→ What is asked
Return the material word for word. Do not include the pictures.

---------------

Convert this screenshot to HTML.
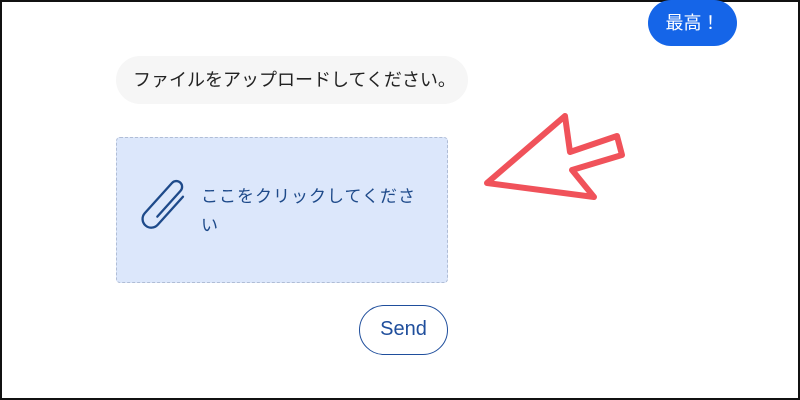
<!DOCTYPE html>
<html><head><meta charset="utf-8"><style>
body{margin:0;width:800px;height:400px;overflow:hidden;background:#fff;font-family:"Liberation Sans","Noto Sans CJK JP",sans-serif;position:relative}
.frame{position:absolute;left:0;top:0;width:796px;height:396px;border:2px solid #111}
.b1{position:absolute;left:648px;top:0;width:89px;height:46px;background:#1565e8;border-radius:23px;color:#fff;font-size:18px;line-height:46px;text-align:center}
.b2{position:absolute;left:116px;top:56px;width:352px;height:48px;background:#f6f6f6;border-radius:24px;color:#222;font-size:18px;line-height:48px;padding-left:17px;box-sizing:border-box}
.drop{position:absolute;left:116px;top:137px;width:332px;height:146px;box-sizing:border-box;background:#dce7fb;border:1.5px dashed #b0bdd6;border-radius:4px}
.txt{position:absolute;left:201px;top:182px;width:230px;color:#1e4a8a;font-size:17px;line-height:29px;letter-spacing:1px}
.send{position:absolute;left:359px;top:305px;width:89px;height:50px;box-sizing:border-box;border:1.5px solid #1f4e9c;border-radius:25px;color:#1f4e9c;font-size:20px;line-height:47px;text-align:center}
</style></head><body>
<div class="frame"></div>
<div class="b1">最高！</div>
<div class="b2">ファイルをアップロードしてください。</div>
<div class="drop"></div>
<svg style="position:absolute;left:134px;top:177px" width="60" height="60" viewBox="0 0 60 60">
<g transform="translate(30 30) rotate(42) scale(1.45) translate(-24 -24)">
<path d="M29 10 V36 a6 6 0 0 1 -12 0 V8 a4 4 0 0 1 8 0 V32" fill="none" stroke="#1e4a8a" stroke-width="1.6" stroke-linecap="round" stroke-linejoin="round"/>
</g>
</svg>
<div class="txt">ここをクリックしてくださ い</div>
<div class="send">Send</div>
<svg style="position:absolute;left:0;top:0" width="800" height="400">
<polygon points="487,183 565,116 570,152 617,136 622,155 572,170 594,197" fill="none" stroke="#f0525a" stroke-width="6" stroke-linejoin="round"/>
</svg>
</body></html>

---------------

→ Solved exercise
Convert this screenshot to HTML.
<!DOCTYPE html>
<html><head><meta charset="utf-8"><style>
body{margin:0;width:800px;height:400px;overflow:hidden;background:#fff;font-family:"Liberation Sans","Noto Sans CJK JP",sans-serif;position:relative}
.frame{position:absolute;left:0;top:0;width:796px;height:396px;border:2px solid #111}
.b1{position:absolute;left:648px;top:0;width:89px;height:46px;background:#1565e8;border-radius:23px;color:#fff;font-size:18px;line-height:46px;text-align:center}
.b2{position:absolute;left:116px;top:56px;width:352px;height:48px;background:#f6f6f6;border-radius:24px;color:#222;font-size:18px;line-height:48px;padding-left:17px;box-sizing:border-box}
.drop{position:absolute;left:116px;top:137px;width:332px;height:146px;box-sizing:border-box;background:#dce7fb;border:1.5px dashed #b0bdd6;border-radius:4px}
.txt{position:absolute;left:201px;top:182px;width:230px;color:#1e4a8a;font-size:17px;line-height:29px;letter-spacing:1px}
.send{position:absolute;left:359px;top:305px;width:89px;height:50px;box-sizing:border-box;border:1.5px solid #1f4e9c;border-radius:25px;color:#1f4e9c;font-size:20px;line-height:47px;text-align:center}
</style></head><body>
<div class="frame"></div>
<div class="b1">最高！</div>
<div class="b2">ファイルをアップロードしてください。</div>
<div class="drop"></div>
<svg style="position:absolute;left:134px;top:177px" width="60" height="60" viewBox="0 0 60 60">
<g transform="translate(30 30) rotate(42) scale(1.45) translate(-24 -24)">
<path d="M29 10 V36 a6 6 0 0 1 -12 0 V8 a4 4 0 0 1 8 0 V32" fill="none" stroke="#1e4a8a" stroke-width="1.6" stroke-linecap="round" stroke-linejoin="round"/>
</g>
</svg>
<div class="txt">ここをクリックしてくださ い</div>
<div class="send">Send</div>
<svg style="position:absolute;left:0;top:0" width="800" height="400">
<polygon points="487,183 565,116 570,152 617,136 622,155 572,170 594,197" fill="none" stroke="#f0525a" stroke-width="6" stroke-linejoin="round"/>
</svg>
</body></html>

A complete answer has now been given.